Begin with the line holding "Convert this screenshot", end with the line holding "bg-[#dccbbb] border-t-2 border-l", and repeat every line in between exactly, without pictures.

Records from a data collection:
----------

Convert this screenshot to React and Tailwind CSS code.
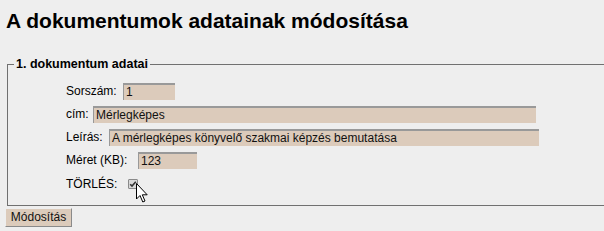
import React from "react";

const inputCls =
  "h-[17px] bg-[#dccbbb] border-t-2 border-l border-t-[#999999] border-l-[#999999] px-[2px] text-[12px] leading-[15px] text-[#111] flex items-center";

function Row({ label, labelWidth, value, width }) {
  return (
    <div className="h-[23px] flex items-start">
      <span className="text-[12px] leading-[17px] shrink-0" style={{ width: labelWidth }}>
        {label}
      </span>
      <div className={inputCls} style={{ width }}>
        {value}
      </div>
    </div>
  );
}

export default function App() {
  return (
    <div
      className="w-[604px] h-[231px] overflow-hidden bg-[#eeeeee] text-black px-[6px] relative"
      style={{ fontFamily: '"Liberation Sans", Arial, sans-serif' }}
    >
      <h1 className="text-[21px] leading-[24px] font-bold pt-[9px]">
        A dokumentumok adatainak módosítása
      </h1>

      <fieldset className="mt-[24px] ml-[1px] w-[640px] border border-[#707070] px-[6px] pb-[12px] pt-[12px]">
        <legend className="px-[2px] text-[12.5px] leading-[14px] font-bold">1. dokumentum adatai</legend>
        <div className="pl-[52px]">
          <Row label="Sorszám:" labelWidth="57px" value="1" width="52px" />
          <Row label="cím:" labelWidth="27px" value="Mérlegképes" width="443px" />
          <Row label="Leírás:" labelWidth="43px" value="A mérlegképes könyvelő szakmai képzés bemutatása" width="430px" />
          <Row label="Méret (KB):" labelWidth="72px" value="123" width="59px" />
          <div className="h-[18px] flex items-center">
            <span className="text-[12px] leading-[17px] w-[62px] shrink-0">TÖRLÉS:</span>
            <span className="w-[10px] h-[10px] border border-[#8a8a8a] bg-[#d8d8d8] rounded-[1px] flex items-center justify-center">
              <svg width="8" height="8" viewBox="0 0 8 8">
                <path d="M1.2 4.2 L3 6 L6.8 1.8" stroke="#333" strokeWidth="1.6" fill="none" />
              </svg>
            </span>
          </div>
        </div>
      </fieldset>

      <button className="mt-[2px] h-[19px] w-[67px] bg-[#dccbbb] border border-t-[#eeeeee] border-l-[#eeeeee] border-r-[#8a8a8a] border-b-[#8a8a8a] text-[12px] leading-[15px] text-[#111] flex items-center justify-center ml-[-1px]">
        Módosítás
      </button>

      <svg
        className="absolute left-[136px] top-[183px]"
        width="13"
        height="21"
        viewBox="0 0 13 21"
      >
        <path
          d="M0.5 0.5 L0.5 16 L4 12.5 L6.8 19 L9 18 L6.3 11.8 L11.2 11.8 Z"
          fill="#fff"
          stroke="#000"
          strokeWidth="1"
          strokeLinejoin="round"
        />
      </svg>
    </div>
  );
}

----------

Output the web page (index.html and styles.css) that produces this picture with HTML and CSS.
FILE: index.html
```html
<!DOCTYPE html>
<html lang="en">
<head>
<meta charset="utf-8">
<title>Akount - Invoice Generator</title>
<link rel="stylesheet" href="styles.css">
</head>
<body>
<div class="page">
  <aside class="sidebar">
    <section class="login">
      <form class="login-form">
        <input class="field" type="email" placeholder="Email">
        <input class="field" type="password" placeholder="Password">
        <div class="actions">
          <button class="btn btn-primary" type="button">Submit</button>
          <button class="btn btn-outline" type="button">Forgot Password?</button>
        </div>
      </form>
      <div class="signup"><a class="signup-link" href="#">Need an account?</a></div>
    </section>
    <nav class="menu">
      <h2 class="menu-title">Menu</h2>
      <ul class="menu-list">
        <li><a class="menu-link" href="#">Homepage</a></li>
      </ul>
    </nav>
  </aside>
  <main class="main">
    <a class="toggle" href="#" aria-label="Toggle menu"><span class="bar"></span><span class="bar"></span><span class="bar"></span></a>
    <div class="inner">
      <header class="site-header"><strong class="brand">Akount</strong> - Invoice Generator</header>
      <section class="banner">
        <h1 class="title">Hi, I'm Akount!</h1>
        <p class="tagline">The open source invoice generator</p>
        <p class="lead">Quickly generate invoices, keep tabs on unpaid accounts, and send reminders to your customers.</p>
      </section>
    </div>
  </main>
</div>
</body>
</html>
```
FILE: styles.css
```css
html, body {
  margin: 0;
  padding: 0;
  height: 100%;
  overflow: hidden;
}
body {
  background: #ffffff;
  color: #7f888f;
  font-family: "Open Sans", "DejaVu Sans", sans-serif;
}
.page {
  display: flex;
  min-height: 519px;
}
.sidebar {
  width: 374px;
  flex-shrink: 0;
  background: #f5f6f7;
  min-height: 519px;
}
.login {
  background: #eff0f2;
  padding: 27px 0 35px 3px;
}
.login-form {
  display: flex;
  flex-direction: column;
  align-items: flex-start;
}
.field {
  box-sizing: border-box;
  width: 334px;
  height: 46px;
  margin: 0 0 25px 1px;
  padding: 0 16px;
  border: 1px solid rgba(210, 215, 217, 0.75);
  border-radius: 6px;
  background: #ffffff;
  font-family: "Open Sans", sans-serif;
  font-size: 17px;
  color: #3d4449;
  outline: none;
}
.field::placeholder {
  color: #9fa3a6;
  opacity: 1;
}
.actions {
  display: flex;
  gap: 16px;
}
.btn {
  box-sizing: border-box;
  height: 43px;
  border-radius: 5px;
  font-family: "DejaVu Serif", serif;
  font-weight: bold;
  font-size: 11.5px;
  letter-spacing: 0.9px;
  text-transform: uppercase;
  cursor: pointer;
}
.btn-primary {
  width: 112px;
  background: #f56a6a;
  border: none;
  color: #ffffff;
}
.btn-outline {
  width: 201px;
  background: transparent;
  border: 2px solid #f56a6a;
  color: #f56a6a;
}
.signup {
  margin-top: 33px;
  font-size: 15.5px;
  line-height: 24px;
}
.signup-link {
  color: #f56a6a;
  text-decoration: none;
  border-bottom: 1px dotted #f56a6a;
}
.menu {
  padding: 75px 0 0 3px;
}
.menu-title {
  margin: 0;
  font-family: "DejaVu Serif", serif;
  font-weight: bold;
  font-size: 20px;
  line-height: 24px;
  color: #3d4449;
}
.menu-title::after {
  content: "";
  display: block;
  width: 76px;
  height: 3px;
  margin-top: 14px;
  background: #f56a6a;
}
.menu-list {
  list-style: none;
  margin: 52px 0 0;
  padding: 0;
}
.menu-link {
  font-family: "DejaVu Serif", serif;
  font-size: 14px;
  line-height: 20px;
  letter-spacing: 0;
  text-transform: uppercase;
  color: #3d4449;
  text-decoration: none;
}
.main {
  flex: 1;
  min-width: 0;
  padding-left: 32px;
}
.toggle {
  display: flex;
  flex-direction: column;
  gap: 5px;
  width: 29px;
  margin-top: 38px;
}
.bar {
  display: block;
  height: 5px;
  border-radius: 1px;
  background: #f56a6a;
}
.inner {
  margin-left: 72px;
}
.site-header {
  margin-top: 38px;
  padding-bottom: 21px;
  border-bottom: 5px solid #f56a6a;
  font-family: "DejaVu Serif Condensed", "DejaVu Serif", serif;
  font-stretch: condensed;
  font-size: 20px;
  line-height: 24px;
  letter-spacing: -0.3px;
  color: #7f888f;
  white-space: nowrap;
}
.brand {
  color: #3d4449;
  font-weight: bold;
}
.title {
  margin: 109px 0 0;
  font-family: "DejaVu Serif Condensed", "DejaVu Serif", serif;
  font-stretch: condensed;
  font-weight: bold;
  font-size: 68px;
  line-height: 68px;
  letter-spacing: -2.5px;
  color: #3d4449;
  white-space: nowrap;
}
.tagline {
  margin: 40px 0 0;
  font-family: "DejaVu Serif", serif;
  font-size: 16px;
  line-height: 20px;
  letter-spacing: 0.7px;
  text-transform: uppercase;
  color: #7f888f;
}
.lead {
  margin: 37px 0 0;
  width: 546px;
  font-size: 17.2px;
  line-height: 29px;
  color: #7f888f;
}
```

----------

#### Solution for this exercise
Convert this screenshot to React and Tailwind CSS code.
import React from "react";

const inputCls =
  "h-[17px] bg-[#dccbbb] border-t-2 border-l border-t-[#999999] border-l-[#999999] px-[2px] text-[12px] leading-[15px] text-[#111] flex items-center";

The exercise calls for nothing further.